### TASK GOAL
Determine how many lines below hold the string "code". Reply with the number alone.

### DATASET
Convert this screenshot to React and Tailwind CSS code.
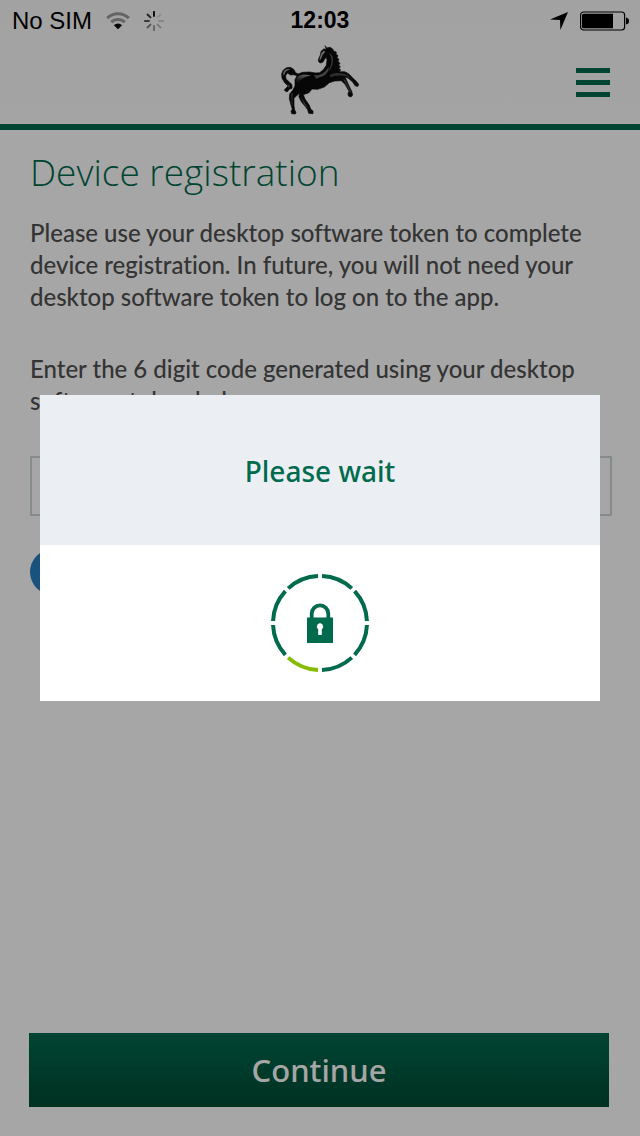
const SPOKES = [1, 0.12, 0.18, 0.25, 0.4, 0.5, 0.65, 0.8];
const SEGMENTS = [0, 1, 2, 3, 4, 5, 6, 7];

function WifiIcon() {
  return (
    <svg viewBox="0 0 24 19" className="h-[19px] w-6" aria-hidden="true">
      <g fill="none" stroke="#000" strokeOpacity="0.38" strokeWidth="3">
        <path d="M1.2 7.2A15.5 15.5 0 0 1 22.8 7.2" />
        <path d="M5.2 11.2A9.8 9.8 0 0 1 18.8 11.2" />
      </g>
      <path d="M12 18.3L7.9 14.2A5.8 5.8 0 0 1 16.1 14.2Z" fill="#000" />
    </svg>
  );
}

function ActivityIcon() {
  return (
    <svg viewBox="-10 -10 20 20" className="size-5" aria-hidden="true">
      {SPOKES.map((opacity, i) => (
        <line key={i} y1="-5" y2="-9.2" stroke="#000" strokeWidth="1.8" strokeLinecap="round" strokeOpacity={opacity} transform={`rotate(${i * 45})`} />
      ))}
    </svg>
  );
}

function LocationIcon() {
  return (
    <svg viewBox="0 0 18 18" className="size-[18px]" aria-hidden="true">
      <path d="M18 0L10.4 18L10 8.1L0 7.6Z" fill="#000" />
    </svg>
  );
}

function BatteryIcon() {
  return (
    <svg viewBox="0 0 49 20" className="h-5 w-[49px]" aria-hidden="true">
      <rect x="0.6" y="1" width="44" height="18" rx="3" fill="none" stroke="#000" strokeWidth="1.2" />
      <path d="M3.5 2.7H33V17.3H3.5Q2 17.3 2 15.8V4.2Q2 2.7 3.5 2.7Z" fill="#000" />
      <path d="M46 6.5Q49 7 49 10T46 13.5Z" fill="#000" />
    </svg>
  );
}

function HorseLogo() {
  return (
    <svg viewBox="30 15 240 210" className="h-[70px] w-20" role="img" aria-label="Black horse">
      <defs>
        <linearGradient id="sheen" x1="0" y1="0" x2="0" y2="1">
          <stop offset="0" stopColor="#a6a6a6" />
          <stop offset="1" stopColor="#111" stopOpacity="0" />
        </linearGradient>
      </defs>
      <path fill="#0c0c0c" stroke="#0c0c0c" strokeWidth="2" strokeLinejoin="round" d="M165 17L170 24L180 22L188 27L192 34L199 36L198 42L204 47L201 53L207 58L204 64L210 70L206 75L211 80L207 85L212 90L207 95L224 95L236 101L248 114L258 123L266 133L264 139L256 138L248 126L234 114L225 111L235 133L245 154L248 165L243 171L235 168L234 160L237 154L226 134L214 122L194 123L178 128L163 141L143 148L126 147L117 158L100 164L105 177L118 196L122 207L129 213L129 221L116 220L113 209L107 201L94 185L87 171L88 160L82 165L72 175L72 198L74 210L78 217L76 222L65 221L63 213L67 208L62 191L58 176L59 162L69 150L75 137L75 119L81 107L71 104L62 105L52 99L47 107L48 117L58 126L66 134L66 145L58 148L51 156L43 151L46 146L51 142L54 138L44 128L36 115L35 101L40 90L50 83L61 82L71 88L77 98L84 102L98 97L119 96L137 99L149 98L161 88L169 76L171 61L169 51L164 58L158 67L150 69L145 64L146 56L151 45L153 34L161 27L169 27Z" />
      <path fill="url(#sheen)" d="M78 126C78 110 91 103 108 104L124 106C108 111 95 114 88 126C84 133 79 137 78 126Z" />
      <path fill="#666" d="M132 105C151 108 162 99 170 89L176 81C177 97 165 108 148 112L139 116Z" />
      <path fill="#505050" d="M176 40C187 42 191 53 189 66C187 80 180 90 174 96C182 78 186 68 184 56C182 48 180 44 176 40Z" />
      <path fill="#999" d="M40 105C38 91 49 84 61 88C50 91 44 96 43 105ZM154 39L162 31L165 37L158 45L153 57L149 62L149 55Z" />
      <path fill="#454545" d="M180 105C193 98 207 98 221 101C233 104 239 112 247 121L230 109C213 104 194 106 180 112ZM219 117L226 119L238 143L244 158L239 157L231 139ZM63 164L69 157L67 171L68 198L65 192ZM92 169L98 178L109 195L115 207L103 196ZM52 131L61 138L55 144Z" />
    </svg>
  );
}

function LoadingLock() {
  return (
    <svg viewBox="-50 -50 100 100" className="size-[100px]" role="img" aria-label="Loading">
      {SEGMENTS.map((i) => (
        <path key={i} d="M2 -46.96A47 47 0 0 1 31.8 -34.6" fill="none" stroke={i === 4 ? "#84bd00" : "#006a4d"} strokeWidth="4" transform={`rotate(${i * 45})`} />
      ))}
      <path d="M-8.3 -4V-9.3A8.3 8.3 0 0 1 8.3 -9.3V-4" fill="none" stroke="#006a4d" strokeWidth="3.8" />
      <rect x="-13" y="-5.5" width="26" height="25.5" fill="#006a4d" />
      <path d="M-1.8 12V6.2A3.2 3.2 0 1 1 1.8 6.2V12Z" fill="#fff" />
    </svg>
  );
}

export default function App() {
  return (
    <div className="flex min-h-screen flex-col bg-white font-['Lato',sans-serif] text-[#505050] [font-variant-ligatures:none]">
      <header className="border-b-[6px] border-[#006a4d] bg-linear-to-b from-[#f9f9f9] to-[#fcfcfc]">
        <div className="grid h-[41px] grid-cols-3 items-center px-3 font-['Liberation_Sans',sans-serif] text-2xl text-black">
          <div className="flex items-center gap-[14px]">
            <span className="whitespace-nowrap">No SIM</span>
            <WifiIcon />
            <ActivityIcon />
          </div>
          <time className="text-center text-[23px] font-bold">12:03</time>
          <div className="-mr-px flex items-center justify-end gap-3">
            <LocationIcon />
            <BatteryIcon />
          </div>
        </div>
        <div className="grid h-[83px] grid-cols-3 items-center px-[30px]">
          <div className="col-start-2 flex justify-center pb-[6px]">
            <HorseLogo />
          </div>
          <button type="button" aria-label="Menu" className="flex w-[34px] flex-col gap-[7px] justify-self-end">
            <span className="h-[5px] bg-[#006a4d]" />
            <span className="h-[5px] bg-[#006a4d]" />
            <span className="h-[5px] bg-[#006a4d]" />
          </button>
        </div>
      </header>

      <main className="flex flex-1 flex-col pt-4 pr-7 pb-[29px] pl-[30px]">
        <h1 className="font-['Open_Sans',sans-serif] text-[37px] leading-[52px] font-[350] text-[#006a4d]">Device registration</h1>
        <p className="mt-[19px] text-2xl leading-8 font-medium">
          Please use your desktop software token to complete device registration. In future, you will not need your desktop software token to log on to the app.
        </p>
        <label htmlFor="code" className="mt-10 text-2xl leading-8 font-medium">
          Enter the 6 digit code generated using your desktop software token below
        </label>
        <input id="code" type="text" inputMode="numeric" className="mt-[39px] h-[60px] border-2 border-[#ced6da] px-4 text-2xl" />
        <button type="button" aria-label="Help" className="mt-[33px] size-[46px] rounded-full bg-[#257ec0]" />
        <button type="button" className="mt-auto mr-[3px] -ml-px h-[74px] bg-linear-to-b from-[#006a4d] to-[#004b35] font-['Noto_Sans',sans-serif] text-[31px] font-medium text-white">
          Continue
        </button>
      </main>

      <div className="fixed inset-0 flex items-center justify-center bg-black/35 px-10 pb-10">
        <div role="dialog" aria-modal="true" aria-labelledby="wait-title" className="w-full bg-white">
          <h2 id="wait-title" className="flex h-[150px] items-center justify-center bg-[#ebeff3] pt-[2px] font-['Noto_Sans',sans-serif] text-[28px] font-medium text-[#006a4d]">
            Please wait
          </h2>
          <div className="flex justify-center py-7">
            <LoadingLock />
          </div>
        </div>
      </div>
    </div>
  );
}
* * *
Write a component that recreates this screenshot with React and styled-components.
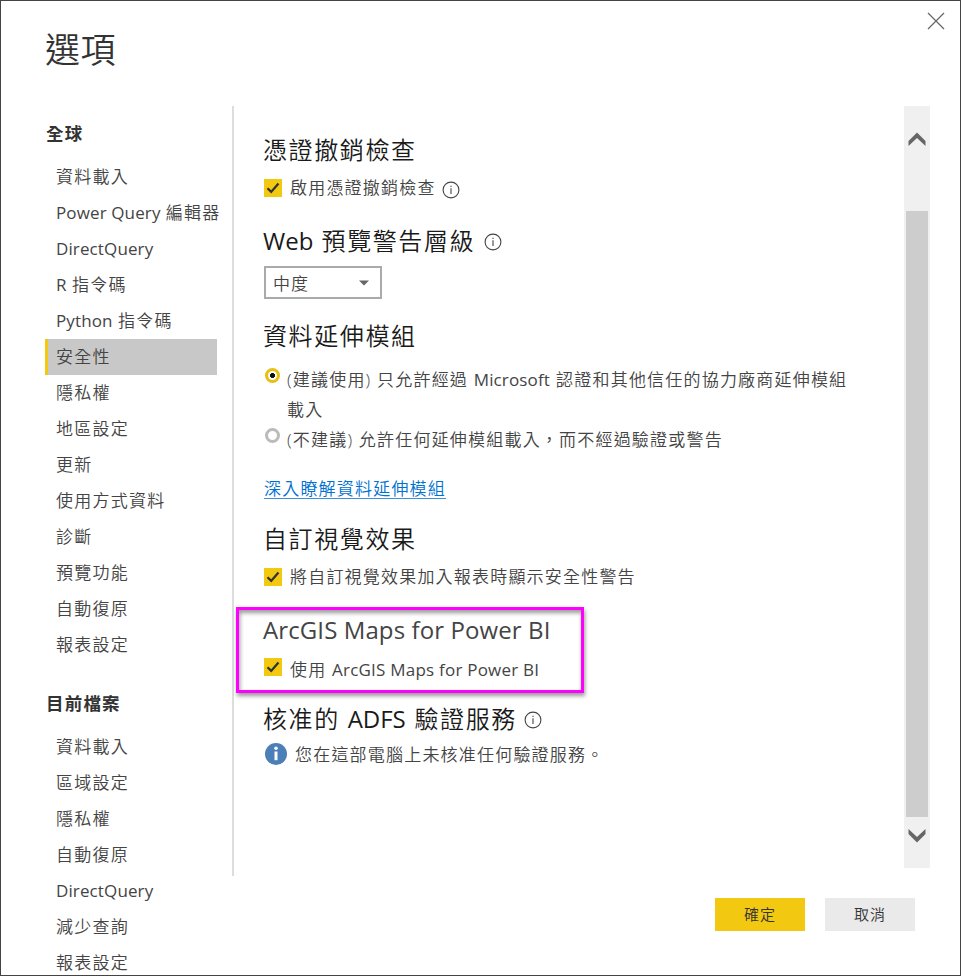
==
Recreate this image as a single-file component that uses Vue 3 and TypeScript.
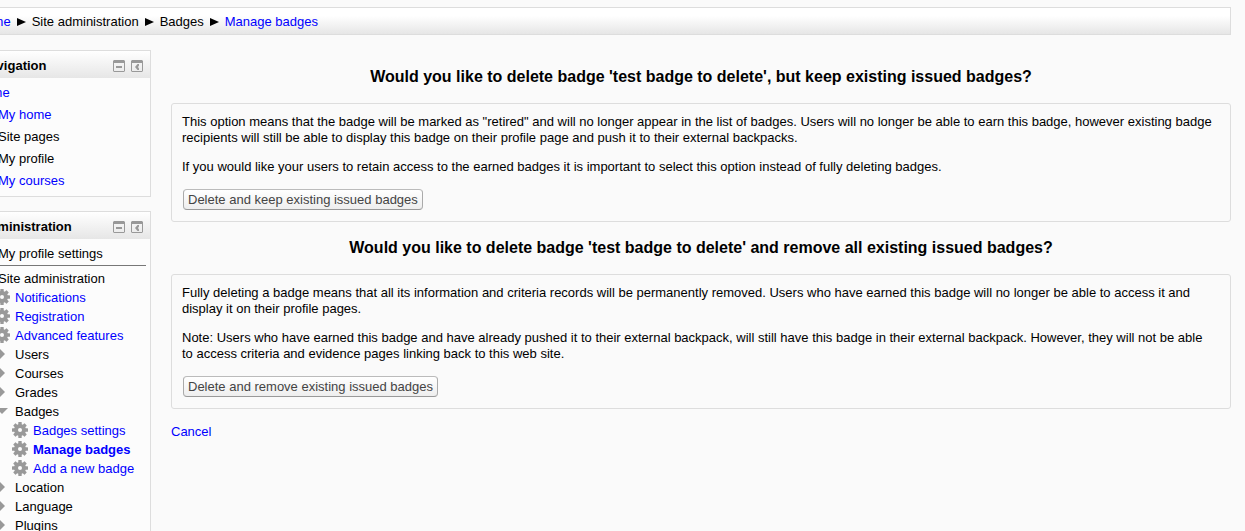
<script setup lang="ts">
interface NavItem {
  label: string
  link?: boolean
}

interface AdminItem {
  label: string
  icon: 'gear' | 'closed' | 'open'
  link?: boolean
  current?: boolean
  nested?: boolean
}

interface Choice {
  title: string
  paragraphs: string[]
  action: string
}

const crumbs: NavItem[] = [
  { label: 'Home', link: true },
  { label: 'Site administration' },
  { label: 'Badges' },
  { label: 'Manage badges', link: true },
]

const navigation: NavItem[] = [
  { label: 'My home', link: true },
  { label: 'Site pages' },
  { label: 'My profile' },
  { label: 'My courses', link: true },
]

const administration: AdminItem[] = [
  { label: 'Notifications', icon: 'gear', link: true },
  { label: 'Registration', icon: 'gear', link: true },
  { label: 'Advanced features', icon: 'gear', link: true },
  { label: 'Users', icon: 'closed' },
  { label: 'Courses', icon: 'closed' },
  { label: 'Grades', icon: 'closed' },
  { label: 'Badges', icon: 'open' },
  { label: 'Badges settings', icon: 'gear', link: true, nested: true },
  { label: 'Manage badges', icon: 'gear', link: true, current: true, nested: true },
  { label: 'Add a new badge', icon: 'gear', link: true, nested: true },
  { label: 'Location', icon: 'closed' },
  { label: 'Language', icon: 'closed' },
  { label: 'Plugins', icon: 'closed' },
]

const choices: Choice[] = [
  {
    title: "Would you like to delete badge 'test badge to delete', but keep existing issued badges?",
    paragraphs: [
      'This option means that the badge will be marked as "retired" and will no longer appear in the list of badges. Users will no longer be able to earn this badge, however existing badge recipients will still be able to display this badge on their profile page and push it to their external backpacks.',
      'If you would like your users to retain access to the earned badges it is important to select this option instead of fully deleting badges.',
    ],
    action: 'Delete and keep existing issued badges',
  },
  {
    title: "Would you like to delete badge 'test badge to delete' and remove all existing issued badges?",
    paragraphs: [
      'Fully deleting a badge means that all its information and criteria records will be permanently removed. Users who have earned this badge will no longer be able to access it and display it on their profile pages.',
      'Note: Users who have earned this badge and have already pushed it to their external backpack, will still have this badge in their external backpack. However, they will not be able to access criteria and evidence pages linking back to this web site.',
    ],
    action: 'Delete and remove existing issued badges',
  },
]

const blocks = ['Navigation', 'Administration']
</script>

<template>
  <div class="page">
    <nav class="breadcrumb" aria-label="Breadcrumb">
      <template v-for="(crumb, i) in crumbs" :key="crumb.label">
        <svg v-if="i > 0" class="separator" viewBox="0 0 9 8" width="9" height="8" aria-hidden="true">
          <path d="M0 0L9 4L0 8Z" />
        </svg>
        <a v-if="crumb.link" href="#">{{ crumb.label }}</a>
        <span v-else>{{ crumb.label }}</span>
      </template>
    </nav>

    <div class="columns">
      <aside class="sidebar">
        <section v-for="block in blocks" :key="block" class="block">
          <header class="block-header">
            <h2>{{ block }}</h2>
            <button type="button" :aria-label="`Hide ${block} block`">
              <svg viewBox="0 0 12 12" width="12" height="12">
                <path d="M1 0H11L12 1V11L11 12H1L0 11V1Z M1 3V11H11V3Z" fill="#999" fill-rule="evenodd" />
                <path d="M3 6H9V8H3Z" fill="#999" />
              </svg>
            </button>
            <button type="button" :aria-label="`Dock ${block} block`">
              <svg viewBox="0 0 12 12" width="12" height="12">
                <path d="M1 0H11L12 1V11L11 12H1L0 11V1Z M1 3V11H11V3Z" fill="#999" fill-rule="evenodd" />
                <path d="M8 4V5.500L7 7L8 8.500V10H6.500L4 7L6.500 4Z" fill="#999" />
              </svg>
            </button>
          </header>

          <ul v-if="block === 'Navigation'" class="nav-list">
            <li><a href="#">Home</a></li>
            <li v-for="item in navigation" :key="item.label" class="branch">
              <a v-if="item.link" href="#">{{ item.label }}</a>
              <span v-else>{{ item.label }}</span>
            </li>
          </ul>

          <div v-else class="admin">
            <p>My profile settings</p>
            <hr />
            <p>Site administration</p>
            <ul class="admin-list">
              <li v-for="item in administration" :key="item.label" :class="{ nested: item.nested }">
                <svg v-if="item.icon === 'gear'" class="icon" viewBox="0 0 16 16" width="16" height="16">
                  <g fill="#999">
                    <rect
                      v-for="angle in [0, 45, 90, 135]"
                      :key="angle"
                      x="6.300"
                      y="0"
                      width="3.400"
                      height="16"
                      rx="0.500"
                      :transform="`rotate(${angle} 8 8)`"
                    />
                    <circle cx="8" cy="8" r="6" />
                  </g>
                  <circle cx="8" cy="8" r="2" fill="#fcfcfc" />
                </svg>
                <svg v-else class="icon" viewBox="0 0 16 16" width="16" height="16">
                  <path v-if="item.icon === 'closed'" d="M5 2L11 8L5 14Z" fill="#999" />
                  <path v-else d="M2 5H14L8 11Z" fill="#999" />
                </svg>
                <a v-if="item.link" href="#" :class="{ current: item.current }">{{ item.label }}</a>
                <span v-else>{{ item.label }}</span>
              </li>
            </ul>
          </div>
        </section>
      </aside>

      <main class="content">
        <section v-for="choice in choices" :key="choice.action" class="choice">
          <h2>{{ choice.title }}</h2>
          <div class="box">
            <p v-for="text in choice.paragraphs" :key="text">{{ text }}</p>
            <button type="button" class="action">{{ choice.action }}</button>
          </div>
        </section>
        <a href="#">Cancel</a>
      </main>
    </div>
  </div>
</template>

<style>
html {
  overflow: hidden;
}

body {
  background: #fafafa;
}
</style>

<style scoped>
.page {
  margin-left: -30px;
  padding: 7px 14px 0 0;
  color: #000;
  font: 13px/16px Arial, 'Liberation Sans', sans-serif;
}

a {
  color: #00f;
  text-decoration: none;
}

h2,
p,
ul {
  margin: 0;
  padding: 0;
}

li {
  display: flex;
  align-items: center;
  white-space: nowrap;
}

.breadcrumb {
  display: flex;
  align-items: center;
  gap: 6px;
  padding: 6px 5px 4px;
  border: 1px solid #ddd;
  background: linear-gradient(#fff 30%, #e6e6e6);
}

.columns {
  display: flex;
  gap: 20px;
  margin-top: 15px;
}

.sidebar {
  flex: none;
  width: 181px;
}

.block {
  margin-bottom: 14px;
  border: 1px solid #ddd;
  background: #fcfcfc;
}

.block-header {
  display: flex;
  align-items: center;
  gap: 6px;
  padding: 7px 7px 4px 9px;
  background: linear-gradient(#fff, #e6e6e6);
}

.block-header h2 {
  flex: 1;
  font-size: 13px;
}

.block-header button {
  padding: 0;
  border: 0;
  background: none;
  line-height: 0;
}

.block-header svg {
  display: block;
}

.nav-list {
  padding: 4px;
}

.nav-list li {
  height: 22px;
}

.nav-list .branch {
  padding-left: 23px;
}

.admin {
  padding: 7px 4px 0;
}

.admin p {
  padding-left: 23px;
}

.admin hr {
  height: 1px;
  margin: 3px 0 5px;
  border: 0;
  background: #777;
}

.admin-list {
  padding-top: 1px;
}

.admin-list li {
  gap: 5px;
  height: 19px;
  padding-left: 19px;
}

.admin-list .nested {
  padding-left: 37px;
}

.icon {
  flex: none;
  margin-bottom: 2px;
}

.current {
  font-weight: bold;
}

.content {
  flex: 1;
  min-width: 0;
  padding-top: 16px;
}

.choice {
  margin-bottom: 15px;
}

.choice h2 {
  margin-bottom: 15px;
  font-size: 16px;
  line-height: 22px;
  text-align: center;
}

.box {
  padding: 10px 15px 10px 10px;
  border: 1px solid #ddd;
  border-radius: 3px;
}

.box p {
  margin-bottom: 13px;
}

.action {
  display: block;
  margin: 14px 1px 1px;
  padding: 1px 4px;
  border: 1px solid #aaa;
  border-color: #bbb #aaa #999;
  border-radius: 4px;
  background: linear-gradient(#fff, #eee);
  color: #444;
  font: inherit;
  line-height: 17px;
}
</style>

### PROBLEM SOLUTION
4